_DESCRIPTION OF THE TASK_
Of all the lines in the records, how many hold the word "this"? Answer with the number only.

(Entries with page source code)

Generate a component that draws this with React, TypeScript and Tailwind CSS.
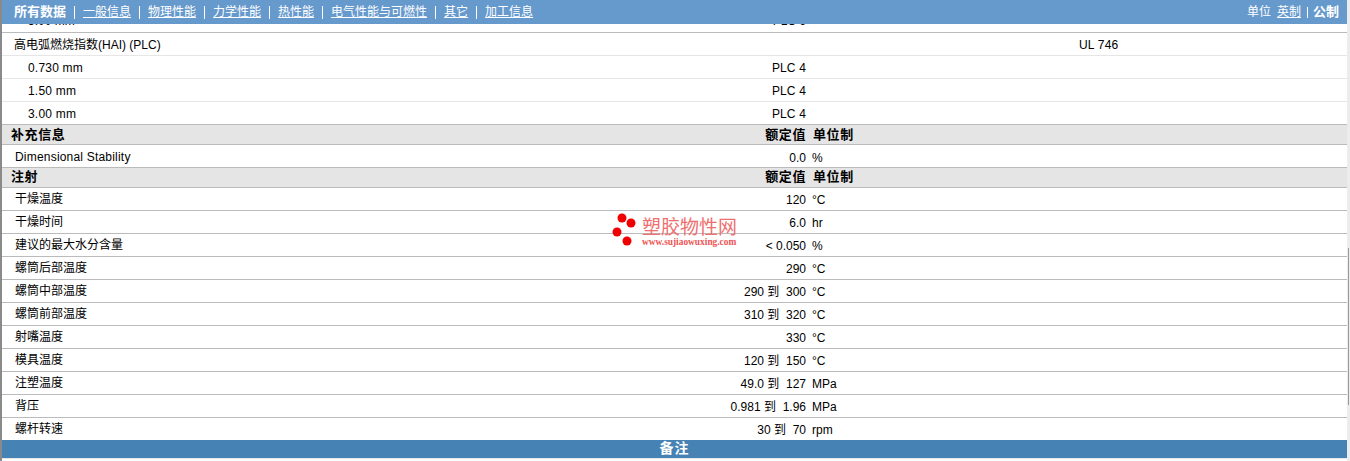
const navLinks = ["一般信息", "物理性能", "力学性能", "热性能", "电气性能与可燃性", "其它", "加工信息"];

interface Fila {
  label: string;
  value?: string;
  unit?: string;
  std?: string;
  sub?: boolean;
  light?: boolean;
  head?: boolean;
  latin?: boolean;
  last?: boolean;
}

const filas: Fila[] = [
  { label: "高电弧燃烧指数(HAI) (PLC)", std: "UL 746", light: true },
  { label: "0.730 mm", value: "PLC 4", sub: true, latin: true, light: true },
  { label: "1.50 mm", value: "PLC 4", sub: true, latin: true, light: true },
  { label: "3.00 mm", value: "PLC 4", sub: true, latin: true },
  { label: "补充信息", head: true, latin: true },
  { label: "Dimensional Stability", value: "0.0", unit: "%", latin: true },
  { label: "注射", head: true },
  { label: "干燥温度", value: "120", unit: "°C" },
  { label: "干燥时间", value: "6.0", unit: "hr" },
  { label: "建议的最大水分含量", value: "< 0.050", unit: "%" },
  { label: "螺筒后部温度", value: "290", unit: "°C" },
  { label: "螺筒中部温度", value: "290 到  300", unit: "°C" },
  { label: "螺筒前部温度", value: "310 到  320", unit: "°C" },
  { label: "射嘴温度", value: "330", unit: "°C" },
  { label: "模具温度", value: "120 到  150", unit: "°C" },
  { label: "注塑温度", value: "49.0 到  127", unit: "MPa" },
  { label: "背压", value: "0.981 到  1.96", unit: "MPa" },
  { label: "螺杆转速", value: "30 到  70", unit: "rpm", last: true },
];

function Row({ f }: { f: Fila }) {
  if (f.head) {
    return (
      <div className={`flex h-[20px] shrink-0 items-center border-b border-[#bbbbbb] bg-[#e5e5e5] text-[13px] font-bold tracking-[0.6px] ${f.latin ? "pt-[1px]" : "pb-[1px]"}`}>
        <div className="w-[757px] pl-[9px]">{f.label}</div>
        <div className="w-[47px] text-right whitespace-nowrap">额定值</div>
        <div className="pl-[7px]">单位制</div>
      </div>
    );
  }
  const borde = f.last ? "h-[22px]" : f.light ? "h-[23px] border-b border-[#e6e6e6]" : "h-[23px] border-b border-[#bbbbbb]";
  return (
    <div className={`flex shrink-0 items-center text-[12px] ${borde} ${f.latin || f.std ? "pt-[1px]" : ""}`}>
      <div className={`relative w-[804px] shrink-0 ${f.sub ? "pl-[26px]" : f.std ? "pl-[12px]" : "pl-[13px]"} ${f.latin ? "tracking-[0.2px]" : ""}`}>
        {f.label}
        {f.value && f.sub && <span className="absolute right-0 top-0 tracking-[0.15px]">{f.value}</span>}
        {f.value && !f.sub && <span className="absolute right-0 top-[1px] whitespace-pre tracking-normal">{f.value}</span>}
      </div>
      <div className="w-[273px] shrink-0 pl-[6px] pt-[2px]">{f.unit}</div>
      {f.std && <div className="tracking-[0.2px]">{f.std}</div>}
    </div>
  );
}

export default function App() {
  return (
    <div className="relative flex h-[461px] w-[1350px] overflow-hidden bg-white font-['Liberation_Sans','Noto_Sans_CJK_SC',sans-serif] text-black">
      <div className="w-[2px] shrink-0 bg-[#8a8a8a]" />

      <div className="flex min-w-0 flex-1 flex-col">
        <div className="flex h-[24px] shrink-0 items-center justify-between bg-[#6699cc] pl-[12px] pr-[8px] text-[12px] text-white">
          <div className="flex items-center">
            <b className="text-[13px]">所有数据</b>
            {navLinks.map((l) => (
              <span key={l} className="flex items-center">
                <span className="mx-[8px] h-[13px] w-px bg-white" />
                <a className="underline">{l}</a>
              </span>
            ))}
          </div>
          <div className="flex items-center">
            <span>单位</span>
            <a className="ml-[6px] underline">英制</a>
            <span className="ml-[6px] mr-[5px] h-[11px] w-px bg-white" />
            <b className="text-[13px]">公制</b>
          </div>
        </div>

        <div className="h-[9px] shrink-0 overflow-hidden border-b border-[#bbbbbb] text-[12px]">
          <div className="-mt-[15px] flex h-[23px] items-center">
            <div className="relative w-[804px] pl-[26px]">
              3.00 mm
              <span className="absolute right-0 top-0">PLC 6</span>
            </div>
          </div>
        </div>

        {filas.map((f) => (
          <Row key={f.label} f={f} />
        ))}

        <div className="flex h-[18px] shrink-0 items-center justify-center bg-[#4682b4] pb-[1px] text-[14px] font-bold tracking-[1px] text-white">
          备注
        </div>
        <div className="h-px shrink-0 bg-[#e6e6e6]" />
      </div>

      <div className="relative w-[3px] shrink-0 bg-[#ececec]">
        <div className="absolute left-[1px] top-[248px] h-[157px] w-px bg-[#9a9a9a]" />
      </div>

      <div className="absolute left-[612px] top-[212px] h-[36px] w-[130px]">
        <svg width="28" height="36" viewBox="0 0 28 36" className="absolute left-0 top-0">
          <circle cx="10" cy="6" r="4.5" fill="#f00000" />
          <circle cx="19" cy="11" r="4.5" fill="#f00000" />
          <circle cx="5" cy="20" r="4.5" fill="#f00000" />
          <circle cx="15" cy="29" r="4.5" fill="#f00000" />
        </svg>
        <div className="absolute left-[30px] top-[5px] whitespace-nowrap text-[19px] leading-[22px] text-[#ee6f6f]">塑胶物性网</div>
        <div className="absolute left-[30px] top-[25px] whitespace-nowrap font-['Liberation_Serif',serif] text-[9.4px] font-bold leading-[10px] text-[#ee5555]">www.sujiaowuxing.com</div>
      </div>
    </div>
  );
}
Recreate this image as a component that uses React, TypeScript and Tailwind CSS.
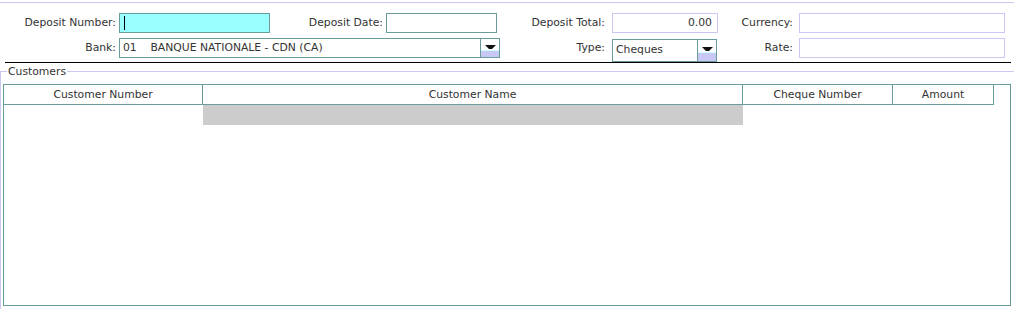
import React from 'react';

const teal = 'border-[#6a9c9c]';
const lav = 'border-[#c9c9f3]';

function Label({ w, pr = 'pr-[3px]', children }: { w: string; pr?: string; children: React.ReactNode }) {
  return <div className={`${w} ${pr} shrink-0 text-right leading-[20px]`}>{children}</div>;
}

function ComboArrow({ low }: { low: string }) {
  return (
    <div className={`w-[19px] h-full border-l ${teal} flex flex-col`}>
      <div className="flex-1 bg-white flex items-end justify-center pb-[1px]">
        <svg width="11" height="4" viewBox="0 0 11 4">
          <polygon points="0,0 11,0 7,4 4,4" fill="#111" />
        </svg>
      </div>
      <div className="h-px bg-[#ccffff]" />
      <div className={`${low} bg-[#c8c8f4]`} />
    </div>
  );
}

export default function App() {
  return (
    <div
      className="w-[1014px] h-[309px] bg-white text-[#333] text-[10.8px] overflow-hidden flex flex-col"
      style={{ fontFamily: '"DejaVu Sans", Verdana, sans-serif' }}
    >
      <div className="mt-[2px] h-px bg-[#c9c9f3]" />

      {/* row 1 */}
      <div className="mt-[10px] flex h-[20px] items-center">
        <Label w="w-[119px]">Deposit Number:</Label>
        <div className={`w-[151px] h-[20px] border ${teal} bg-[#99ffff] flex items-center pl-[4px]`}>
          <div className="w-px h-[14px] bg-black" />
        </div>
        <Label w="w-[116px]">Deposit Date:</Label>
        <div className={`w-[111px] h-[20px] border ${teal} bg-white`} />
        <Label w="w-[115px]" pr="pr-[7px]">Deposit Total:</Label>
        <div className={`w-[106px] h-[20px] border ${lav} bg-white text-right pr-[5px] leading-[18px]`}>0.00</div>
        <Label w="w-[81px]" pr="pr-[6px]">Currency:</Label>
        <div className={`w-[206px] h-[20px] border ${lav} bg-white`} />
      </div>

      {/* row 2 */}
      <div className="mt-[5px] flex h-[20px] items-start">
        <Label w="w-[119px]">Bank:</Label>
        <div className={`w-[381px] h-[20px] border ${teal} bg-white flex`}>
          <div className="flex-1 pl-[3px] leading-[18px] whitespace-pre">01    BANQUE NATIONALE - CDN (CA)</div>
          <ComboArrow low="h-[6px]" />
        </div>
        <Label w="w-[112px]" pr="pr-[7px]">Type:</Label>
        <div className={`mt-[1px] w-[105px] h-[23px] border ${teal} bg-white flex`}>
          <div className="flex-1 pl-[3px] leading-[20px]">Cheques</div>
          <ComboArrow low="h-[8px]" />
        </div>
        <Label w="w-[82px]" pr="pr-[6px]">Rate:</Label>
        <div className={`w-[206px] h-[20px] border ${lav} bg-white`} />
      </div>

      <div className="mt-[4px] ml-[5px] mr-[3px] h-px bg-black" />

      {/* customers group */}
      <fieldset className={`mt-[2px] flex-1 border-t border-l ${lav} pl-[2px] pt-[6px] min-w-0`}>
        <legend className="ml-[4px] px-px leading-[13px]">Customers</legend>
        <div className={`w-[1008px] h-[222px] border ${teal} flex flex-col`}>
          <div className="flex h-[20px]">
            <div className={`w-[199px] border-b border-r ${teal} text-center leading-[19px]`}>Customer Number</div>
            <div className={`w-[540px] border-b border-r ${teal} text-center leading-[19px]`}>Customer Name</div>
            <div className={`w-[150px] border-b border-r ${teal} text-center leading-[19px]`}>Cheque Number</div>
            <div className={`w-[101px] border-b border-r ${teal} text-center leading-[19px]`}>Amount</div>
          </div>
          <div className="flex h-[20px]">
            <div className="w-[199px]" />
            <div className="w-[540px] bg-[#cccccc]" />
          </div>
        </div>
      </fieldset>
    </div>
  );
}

_THE OUTPUT_
2